We use cookies. Read the Privacy and Cookie Policy

2

Варваризация классики неизбежна, если культура поглощается преимущественно в гламурной упаковке вместо прежней, авторской. Варваризация классики неизбежна, когда на каждом углу бойко продаются пороки, а самое высокое лицо государства посещает скандальную «Грозу» «Современника», тем самым словно ставит «главную печать» государственного вкуса, словно выдает главный государственный подряд на такую театральную продукцию. И сколько бы нам не объясняли, что отмеченные присутствием государственных персон те или иные спектакли, выставки, концерты и даже футбольные матчи — дело личного вкуса, поверить в это нет никакой возможности. О приватных посещениях не рассказывают государственные каналы. Парадоксальность ситуации и в том, что «высочайшим посещением» гордятся именно те, кто так старательно боролся с государственным культуроцентризмом. А между тем подлинно «государственные спектакли» я видела именно у «охранителей» — «Мертвые души» Н.В.Гоголя в Маяковке и «Рюи Блаз» В.Гюго (реж. В.М.Бейлис) у мхатовцев-доронинцев. И пусть романтик и просветитель Гюго писал об Испании, государственная стать этой драмы понятна России, потому как народы в истории бывают часто одинаково несчастны. Свой монолог «слуги» с душою гражданина, с умом государственным, державным Рюи Блаз устами Валентина Клементьева бросает не только «сеньорам» Госсовета, но и в зал. И зал понимает так же, как он, государственные обязанности и тоскует вместе с ним о величии родины…
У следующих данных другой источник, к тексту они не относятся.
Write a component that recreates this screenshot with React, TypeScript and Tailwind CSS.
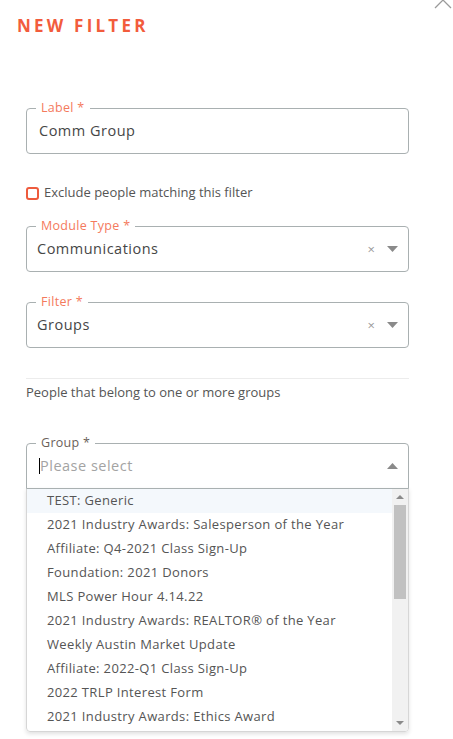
import React from "react";

const groups = [
  "TEST: Generic",
  "2021 Industry Awards: Salesperson of the Year",
  "Affiliate: Q4-2021 Class Sign-Up",
  "Foundation: 2021 Donors",
  "MLS Power Hour 4.14.22",
  "2021 Industry Awards: REALTOR® of the Year",
  "Weekly Austin Market Update",
  "Affiliate: 2022-Q1 Class Sign-Up",
  "2022 TRLP Interest Form",
  "2021 Industry Awards: Ethics Award",
];

function Caret({ up = false, size = 11 }: { up?: boolean; size?: number }) {
  const h = Math.round(size / 2);
  return (
    <svg width={size} height={h} viewBox={`0 0 ${size} ${h}`} className="shrink-0">
      <path
        d={up ? `M0 ${h} L${size / 2} 0 L${size} ${h} Z` : `M0 0 L${size} 0 L${size / 2} ${h} Z`}
        fill="#8a8a8a"
      />
    </svg>
  );
}

function Outlined({
  label,
  labelClass = "text-[#f47a5d]",
  children,
  className = "",
}: {
  label: string;
  labelClass?: string;
  children: React.ReactNode;
  className?: string;
}) {
  return (
    <div className={"relative h-[46px] border border-[#a9b0b1] rounded-[4px] flex items-center " + className}>
      <span className={"absolute -top-[8px] left-[9px] px-[5px] bg-white text-[12.5px] leading-[14px] tracking-[0.3px] " + labelClass}>
        {label}
      </span>
      {children}
    </div>
  );
}

function SelectField({ label, value, className = "" }: { label: string; value: string; className?: string }) {
  return (
    <Outlined label={label} className={"pl-[10px] pr-[10px] " + className}>
      <span className="flex-1 text-[14.5px] tracking-[0.5px] text-[#464646]">{value}</span>
      <span className="text-[13px] text-[#9a9a9a] mr-[12px] leading-none">×</span>
      <Caret />
    </Outlined>
  );
}

export default function App() {
  return (
    <div className="relative w-[453px] h-[739px] overflow-hidden bg-white font-['Open_Sans',sans-serif]">
      {/* close */}
      <svg className="absolute right-[1px] -top-[9px]" width="18" height="18" viewBox="0 0 18 18">
        <path d="M1 1 L17 17 M17 1 L1 17" stroke="#9a9a9a" strokeWidth="1.3" />
      </svg>

      <h1 className="ml-[17px] pt-[16px] text-[17px] leading-[20px] font-bold tracking-[0.19em] text-[#f25c3c]">
        NEW FILTER
      </h1>

      <div className="pl-[26px] w-[409px] flex flex-col">
        <Outlined label="Label *" className="mt-[72px] pl-[12px]">
          <span className="text-[14.5px] tracking-[0.5px] text-[#464646]">Comm Group</span>
        </Outlined>

        <label className="mt-[32px] h-[14px] flex items-center gap-[5px]">
          <span className="w-[13px] h-[13px] border-2 border-[#ee5b3d] rounded-[3px]" />
          <span className="text-[13px] text-[#555]">Exclude people matching this filter</span>
        </label>

        <SelectField className="mt-[26px]" label="Module Type *" value="Communications" />
        <SelectField className="mt-[30px]" label="Filter *" value="Groups" />

        <div className="mt-[30px] border-t border-[#ececec]" />
        <p className="mt-[4px] text-[13px] leading-[18px] text-[#555]">People that belong to one or more groups</p>

        <Outlined
          label="Group *"
          labelClass="text-[#6b5f5a]"
          className="mt-[42px] pl-[12px] pr-[10px] rounded-b-none"
        >
          <span className="w-px h-[16px] bg-black" />
          <span className="flex-1 text-[14.5px] tracking-[0.5px] text-[#a3a3a3]">Please select</span>
          <Caret up />
        </Outlined>

        <div className="h-[244px] -mt-px border border-[#d6d6d6] rounded-b-[4px] shadow-[0_2px_4px_rgba(0,0,0,0.12)] flex overflow-hidden">
          <ul className="flex-1">
            {groups.map((g, i) => (
              <li
                key={g}
                className={
                  "h-[24px] pl-[20px] flex items-center text-[13px] tracking-[0.35px] text-[#555] whitespace-nowrap " +
                  (i === 0 ? "bg-[#f4f8fc]" : "")
                }
              >
                {g}
              </li>
            ))}
          </ul>
          <div className="w-[16px] bg-[#f1f1f1] flex flex-col items-center">
            <div className="h-[16px] flex items-center justify-center">
              <Caret up size={8} />
            </div>
            <div className="w-[12px] h-[94px] bg-[#c1c1c1]" />
            <div className="flex-1" />
            <div className="h-[16px] flex items-center justify-center">
              <Caret size={8} />
            </div>
          </div>
        </div>
      </div>
    </div>
  );
}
Варваризация классики неизбежна, если классика перестает восприниматься как актуальная. В обществе словно исчезает культурный восторг, бескорыстность чтения и смотрения. Классика становится «скучной» и ее активно начинают «взнуздывать» и «объезжать» — появляются многочисленные постмодернистские переделки, упрощенные «краткие варианты», бесконечные «мотивы на тему». С классикой начинает спорить «новая драма» и театральный авангард (или «лидерский театр», который связан с разными сценами, но с одним режиссером). Я не буду говорить о всех аспектах этого «спора» — но только о том, что может быть существенно по отношению к театру традиции, отрицание которой является фундаментальной чертой, «травмой сознания» современного искусства.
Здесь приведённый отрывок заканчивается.